— start of Data —
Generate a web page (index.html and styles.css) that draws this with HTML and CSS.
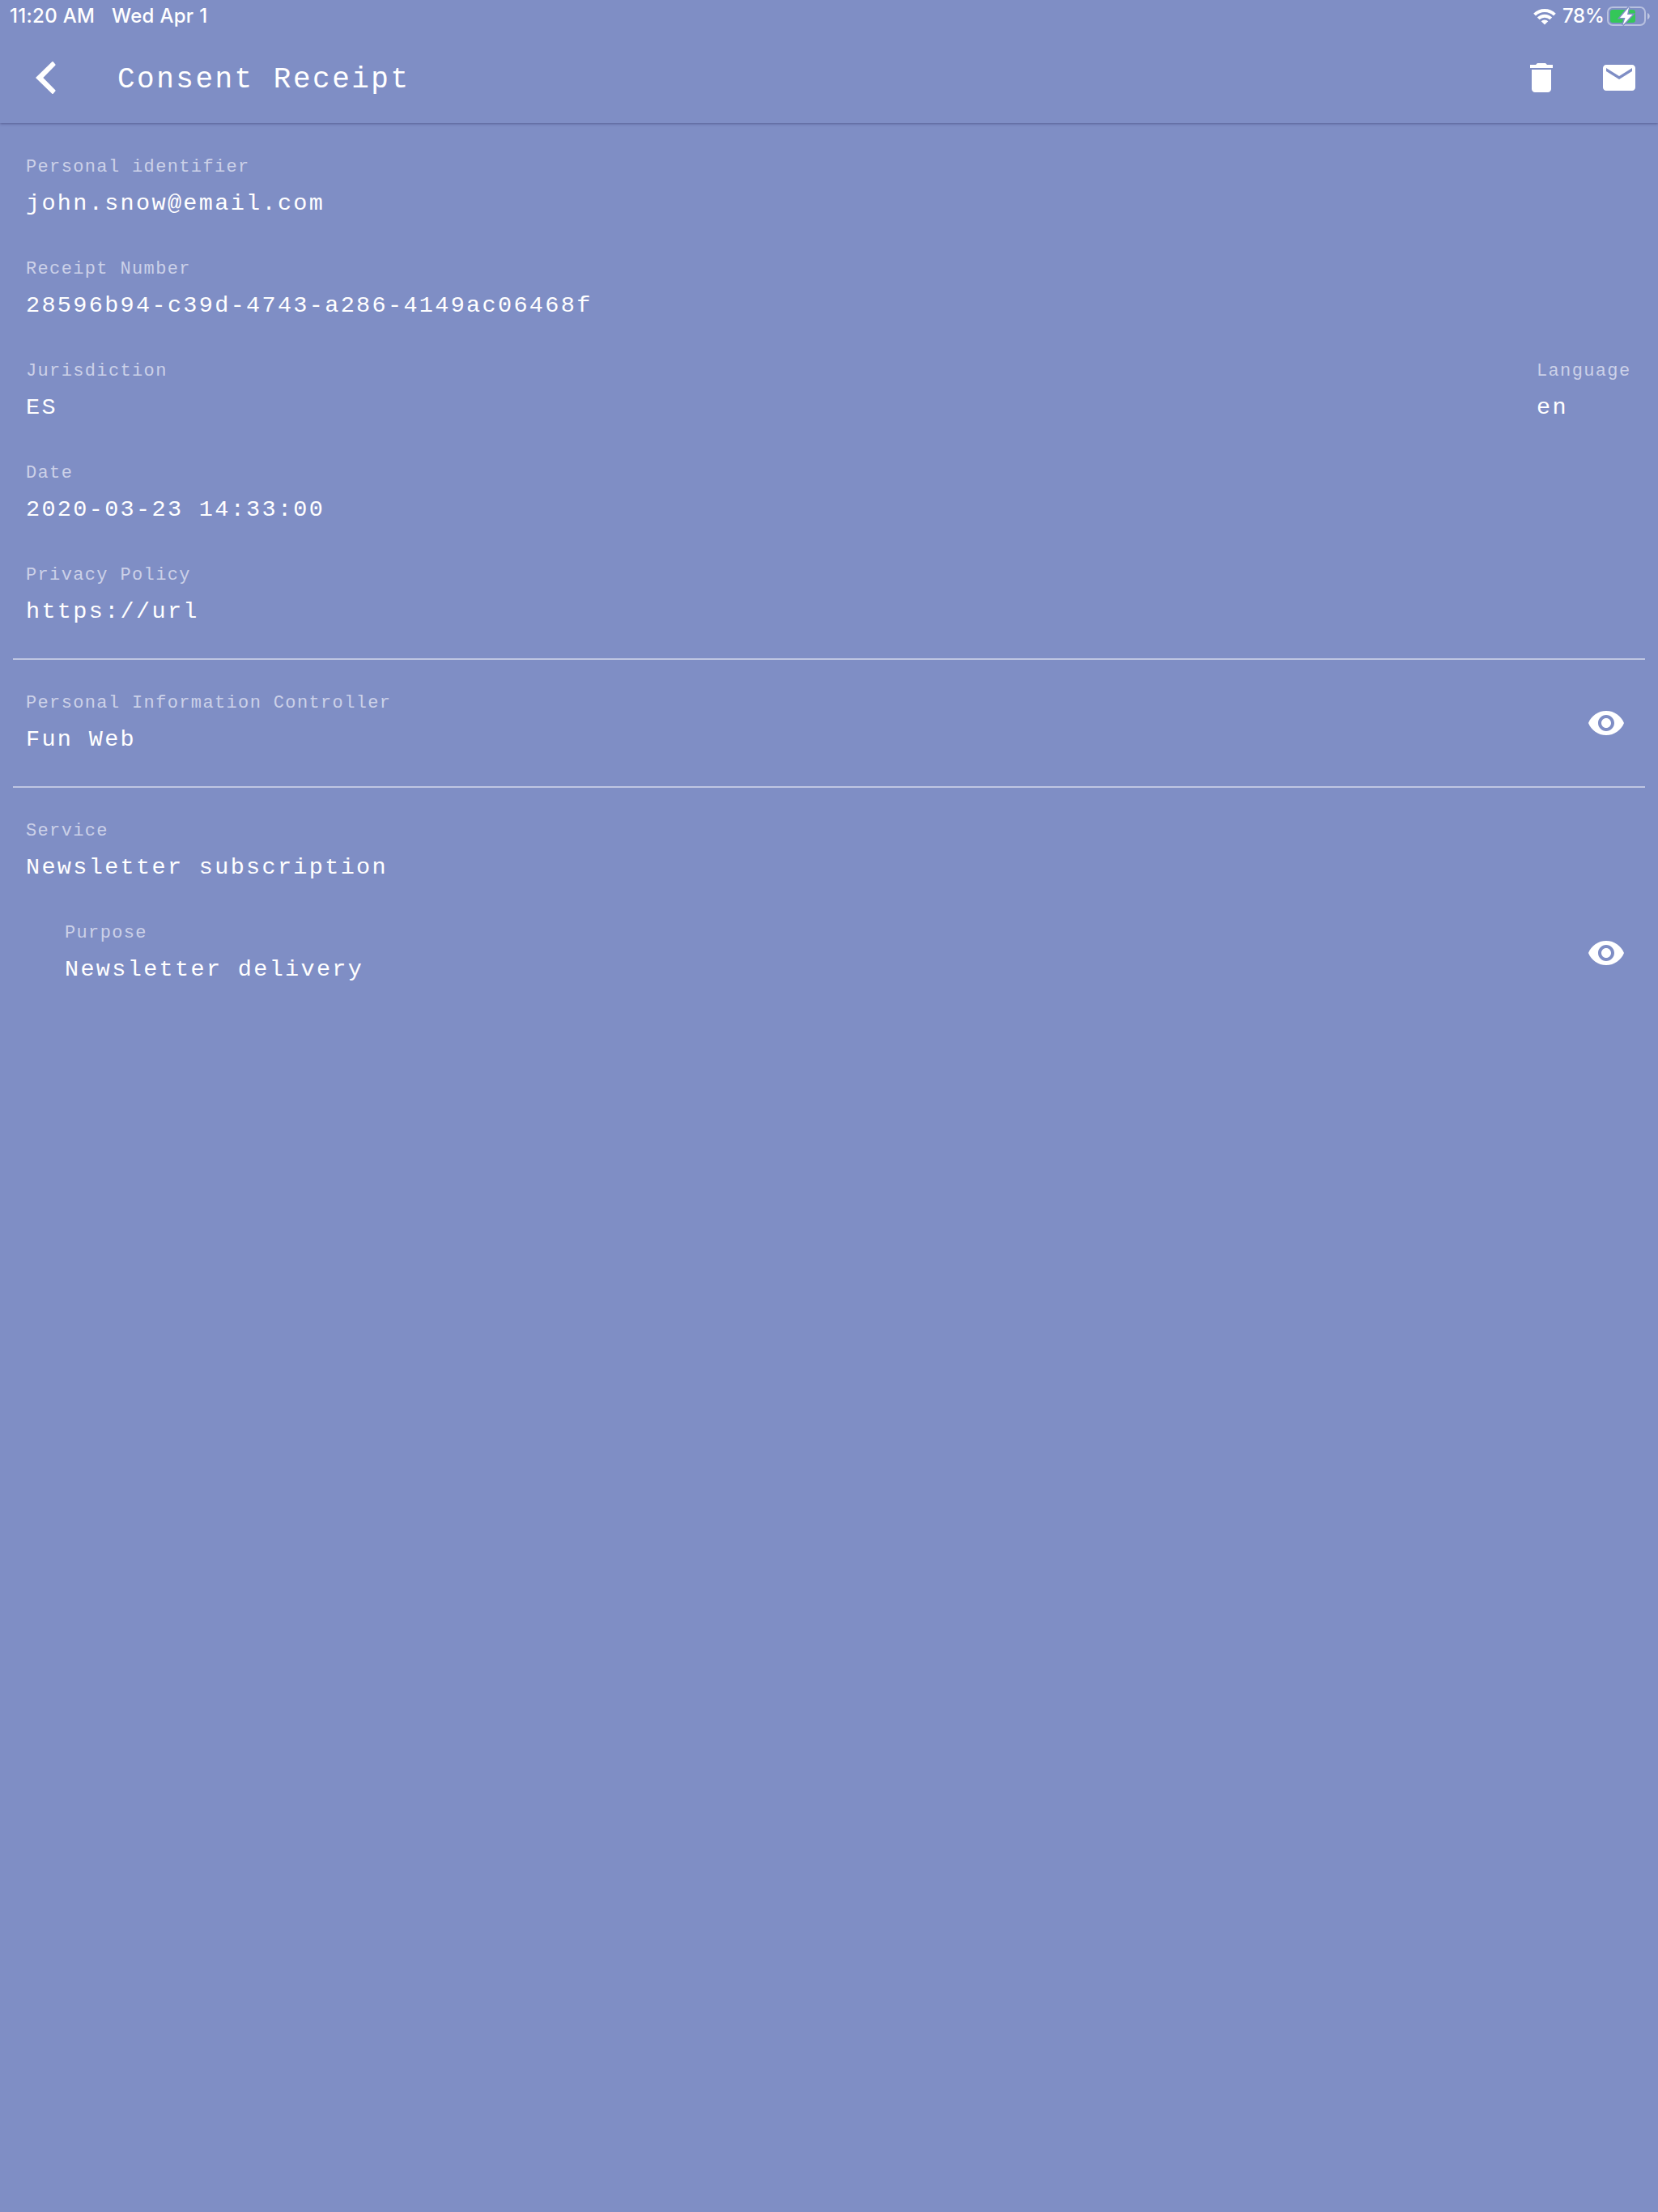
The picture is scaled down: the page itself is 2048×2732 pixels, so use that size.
FILE: index.html
```html
<!DOCTYPE html>
<html lang="en">
<head>
<meta charset="utf-8">
<title>Consent Receipt</title>
<link rel="stylesheet" href="styles.css">
</head>
<body>
<header class="header">
  <div class="status">
    <span class="status-time">11:20 AM</span>
    <span class="status-date">Wed Apr 1</span>
    <svg class="wifi" width="28" height="21" viewBox="0 0 28 21" fill="none" stroke="#fff" stroke-width="4"><path d="M1.600 8.100a17.600 17.600 0 0 1 24.800 0M6.200 12.900a11 11 0 0 1 15.600 0"/><path d="M14 20.500l-4.300-4.300a6.100 6.100 0 0 1 8.600 0z" fill="#fff" stroke="none"/></svg>
    <span class="status-percent">78%</span>
    <svg class="battery" width="54" height="24" viewBox="0 0 54 24"><rect x="1" y="1" width="46" height="22" rx="6" fill="none" stroke="#fff" stroke-opacity=".45" stroke-width="2"/><path d="M50 8v8c3.600-1.200 3.600-6.800 0-8z" fill="#fff" fill-opacity=".5"/><rect x="4" y="4" width="31" height="16" rx="3" fill="#34c759"/><path d="M27 1L16 14h6.500l-3 9L31.500 10H25z" fill="#fff" stroke="#7f8ec5" stroke-width="3" paint-order="stroke"/></svg>
  </div>
  <div class="toolbar">
    <svg class="back" width="25" height="40" viewBox="0 0 25 40"><path d="M20.300 .3q.7-.6 1.400 0l2.700 3.200q.5.700-.1 1.300L9.300 20l15 15.200q.6.600.1 1.300l-2.700 3.200q-.7.600-1.400 0L0 20z" fill="#fff"/></svg>
    <h1 class="title">Consent Receipt</h1>
    <svg class="icon" viewBox="0 0 24 24"><path d="M6 19c0 1.100.9 2 2 2h8c1.100 0 2-.9 2-2V7H6v12zM19 4h-3.500l-1-1h-5l-1 1H5v2h14V4z"/></svg>
    <svg class="icon" viewBox="0 0 24 24"><path d="M20 4H4c-1.100 0-1.990.9-1.990 2L2 18c0 1.100.9 2 2 2h16c1.100 0 2-.9 2-2V6c0-1.100-.9-2-2-2zm0 4l-8 5-8-5V6l8 5 8-5v2z"/></svg>
  </div>
</header>
<main class="content">
  <section class="section">
    <div class="field"><div class="label">Personal identifier</div><div class="value">john.snow@email.com</div></div>
    <div class="field"><div class="label">Receipt Number</div><div class="value">28596b94-c39d-4743-a286-4149ac06468f</div></div>
    <div class="row">
      <div class="field"><div class="label">Jurisdiction</div><div class="value">ES</div></div>
      <div class="field language"><div class="label">Language</div><div class="value">en</div></div>
    </div>
    <div class="field"><div class="label">Date</div><div class="value">2020-03-23 14:33:00</div></div>
    <div class="field"><div class="label">Privacy Policy</div><div class="value">https://url</div></div>
  </section>
  <section class="section">
    <div class="row">
      <div class="field"><div class="label">Personal Information Controller</div><div class="value">Fun Web</div></div>
      <svg class="icon eye" viewBox="0 0 24 24"><path d="M12 4.500C7 4.500 2.730 7.610 1 12c1.730 4.390 6 7.500 11 7.500s9.270-3.110 11-7.500c-1.730-4.390-6-7.500-11-7.500zM12 17c-2.760 0-5-2.240-5-5s2.240-5 5-5 5 2.240 5 5-2.240 5-5 5zm0-8c-1.660 0-3 1.340-3 3s1.340 3 3 3 3-1.340 3-3-1.340-3-3-3z"/></svg>
    </div>
  </section>
  <section class="section">
    <div class="field"><div class="label">Service</div><div class="value">Newsletter subscription</div></div>
    <div class="row purpose">
      <div class="field"><div class="label">Purpose</div><div class="value">Newsletter delivery</div></div>
      <svg class="icon eye" viewBox="0 0 24 24"><path d="M12 4.500C7 4.500 2.730 7.610 1 12c1.730 4.390 6 7.500 11 7.500s9.270-3.110 11-7.500c-1.730-4.390-6-7.500-11-7.500zM12 17c-2.760 0-5-2.240-5-5s2.240-5 5-5 5 2.240 5 5-2.240 5-5 5zm0-8c-1.660 0-3 1.340-3 3s1.340 3 3 3 3-1.340 3-3-1.340-3-3-3z"/></svg>
    </div>
  </section>
</main>
</body>
</html>
```
FILE: styles.css
```css
* { box-sizing: border-box; }
body {
  margin: 0;
  min-height: 2732px;
  background: #7f8ec5;
  color: #fff;
  font-family: "Liberation Mono", monospace;
}
svg { display: block; flex: none; }
.header {
  height: 152px;
  box-shadow: 0 1px 3px rgba(40, 40, 90, .45);
}
.status {
  display: flex;
  align-items: center;
  height: 40px;
  padding: 0 9px 0 12px;
  font: 450 24px/40px Inter, sans-serif;
  letter-spacing: .3px;
  white-space: nowrap;
}
.status-time { width: 126px; }
.status-date { flex: 1; }
.wifi { margin-right: 8px; }
.status-percent { width: 55px; letter-spacing: -.3px; }
.toolbar {
  display: flex;
  align-items: center;
  height: 112px;
  padding: 0 24px 0 44px;
}
.back { margin-right: 76px; }
.title {
  flex: 1;
  margin: 0;
  padding-top: 6px;
  font-size: 36px;
  font-weight: 400;
  line-height: 48px;
  letter-spacing: 2.5px;
}
.icon { width: 48px; height: 48px; fill: #fff; }
.icon + .icon { margin-left: 48px; }
.content { padding: 0 16px; }
.section { padding: 15px 16px; border-bottom: 2px solid #bfc6e2; }
.section:first-child { padding-top: 16px; }
.section:last-child { border-bottom: 0; }
.row { display: flex; align-items: center; justify-content: space-between; }
.field { height: 126px; padding: 23px 0 21px; }
.label {
  margin-bottom: 9px;
  font-size: 22px;
  line-height: 32px;
  letter-spacing: 1.36px;
  color: #ccd1e8;
}
.value {
  font-size: 28.5px;
  line-height: 40px;
  letter-spacing: 2.33px;
}
.language { width: 118px; white-space: nowrap; }
.eye { margin-right: 8px; }
.purpose { padding-left: 48px; }
```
— end of Data —
* **What is required**
Your copy of the data should match it exactly, except that pictures are left out.

* **Solution for this exercise**
Generate a web page (index.html and styles.css) that draws this with HTML and CSS.
The picture is scaled down: the page itself is 2048×2732 pixels, so use that size.
FILE: index.html
```html
<!DOCTYPE html>
<html lang="en">
<head>
<meta charset="utf-8">
<title>Consent Receipt</title>
<link rel="stylesheet" href="styles.css">
</head>
<body>
<header class="header">
  <div class="status">
    <span class="status-time">11:20 AM</span>
    <span class="status-date">Wed Apr 1</span>
    <svg class="wifi" width="28" height="21" viewBox="0 0 28 21" fill="none" stroke="#fff" stroke-width="4"><path d="M1.600 8.100a17.600 17.600 0 0 1 24.800 0M6.200 12.900a11 11 0 0 1 15.600 0"/><path d="M14 20.500l-4.300-4.300a6.100 6.100 0 0 1 8.600 0z" fill="#fff" stroke="none"/></svg>
    <span class="status-percent">78%</span>
    <svg class="battery" width="54" height="24" viewBox="0 0 54 24"><rect x="1" y="1" width="46" height="22" rx="6" fill="none" stroke="#fff" stroke-opacity=".45" stroke-width="2"/><path d="M50 8v8c3.600-1.200 3.600-6.800 0-8z" fill="#fff" fill-opacity=".5"/><rect x="4" y="4" width="31" height="16" rx="3" fill="#34c759"/><path d="M27 1L16 14h6.500l-3 9L31.500 10H25z" fill="#fff" stroke="#7f8ec5" stroke-width="3" paint-order="stroke"/></svg>
  </div>
  <div class="toolbar">
    <svg class="back" width="25" height="40" viewBox="0 0 25 40"><path d="M20.300 .3q.7-.6 1.400 0l2.700 3.200q.5.700-.1 1.300L9.300 20l15 15.200q.6.600.1 1.300l-2.700 3.200q-.7.600-1.400 0L0 20z" fill="#fff"/></svg>
    <h1 class="title">Consent Receipt</h1>
    <svg class="icon" viewBox="0 0 24 24"><path d="M6 19c0 1.100.9 2 2 2h8c1.100 0 2-.9 2-2V7H6v12zM19 4h-3.500l-1-1h-5l-1 1H5v2h14V4z"/></svg>
    <svg class="icon" viewBox="0 0 24 24"><path d="M20 4H4c-1.100 0-1.990.9-1.990 2L2 18c0 1.100.9 2 2 2h16c1.100 0 2-.9 2-2V6c0-1.100-.9-2-2-2zm0 4l-8 5-8-5V6l8 5 8-5v2z"/></svg>
  </div>
</header>
<main class="content">
  <section class="section">
    <div class="field"><div class="label">Personal identifier</div><div class="value">john.snow@email.com</div></div>
    <div class="field"><div class="label">Receipt Number</div><div class="value">28596b94-c39d-4743-a286-4149ac06468f</div></div>
    <div class="row">
      <div class="field"><div class="label">Jurisdiction</div><div class="value">ES</div></div>
      <div class="field language"><div class="label">Language</div><div class="value">en</div></div>
    </div>
    <div class="field"><div class="label">Date</div><div class="value">2020-03-23 14:33:00</div></div>
    <div class="field"><div class="label">Privacy Policy</div><div class="value">https://url</div></div>
  </section>
  <section class="section">
    <div class="row">
      <div class="field"><div class="label">Personal Information Controller</div><div class="value">Fun Web</div></div>
      <svg class="icon eye" viewBox="0 0 24 24"><path d="M12 4.500C7 4.500 2.730 7.610 1 12c1.730 4.390 6 7.500 11 7.500s9.270-3.110 11-7.500c-1.730-4.390-6-7.500-11-7.500zM12 17c-2.760 0-5-2.240-5-5s2.240-5 5-5 5 2.240 5 5-2.240 5-5 5zm0-8c-1.660 0-3 1.340-3 3s1.340 3 3 3 3-1.340 3-3-1.340-3-3-3z"/></svg>
    </div>
  </section>
  <section class="section">
    <div class="field"><div class="label">Service</div><div class="value">Newsletter subscription</div></div>
    <div class="row purpose">
      <div class="field"><div class="label">Purpose</div><div class="value">Newsletter delivery</div></div>
      <svg class="icon eye" viewBox="0 0 24 24"><path d="M12 4.500C7 4.500 2.730 7.610 1 12c1.730 4.390 6 7.500 11 7.500s9.270-3.110 11-7.500c-1.730-4.390-6-7.500-11-7.500zM12 17c-2.760 0-5-2.240-5-5s2.240-5 5-5 5 2.240 5 5-2.240 5-5 5zm0-8c-1.660 0-3 1.340-3 3s1.340 3 3 3 3-1.340 3-3-1.340-3-3-3z"/></svg>
    </div>
  </section>
</main>
</body>
</html>
```
FILE: styles.css
```css
* { box-sizing: border-box; }
body {
  margin: 0;
  min-height: 2732px;
  background: #7f8ec5;
  color: #fff;
  font-family: "Liberation Mono", monospace;
}
svg { display: block; flex: none; }
.header {
  height: 152px;
  box-shadow: 0 1px 3px rgba(40, 40, 90, .45);
}
.status {
  display: flex;
  align-items: center;
  height: 40px;
  padding: 0 9px 0 12px;
  font: 450 24px/40px Inter, sans-serif;
  letter-spacing: .3px;
  white-space: nowrap;
}
.status-time { width: 126px; }
.status-date { flex: 1; }
.wifi { margin-right: 8px; }
.status-percent { width: 55px; letter-spacing: -.3px; }
.toolbar {
  display: flex;
  align-items: center;
  height: 112px;
  padding: 0 24px 0 44px;
}
.back { margin-right: 76px; }
.title {
  flex: 1;
  margin: 0;
  padding-top: 6px;
  font-size: 36px;
  font-weight: 400;
  line-height: 48px;
  letter-spacing: 2.5px;
}
.icon { width: 48px; height: 48px; fill: #fff; }
.icon + .icon { margin-left: 48px; }
.content { padding: 0 16px; }
.section { padding: 15px 16px; border-bottom: 2px solid #bfc6e2; }
.section:first-child { padding-top: 16px; }
.section:last-child { border-bottom: 0; }
.row { display: flex; align-items: center; justify-content: space-between; }
.field { height: 126px; padding: 23px 0 21px; }
.label {
  margin-bottom: 9px;
  font-size: 22px;
  line-height: 32px;
  letter-spacing: 1.36px;
  color: #ccd1e8;
}
.value {
  font-size: 28.5px;
  line-height: 40px;
  letter-spacing: 2.33px;
}
.language { width: 118px; white-space: nowrap; }
.eye { margin-right: 8px; }
.purpose { padding-left: 48px; }
```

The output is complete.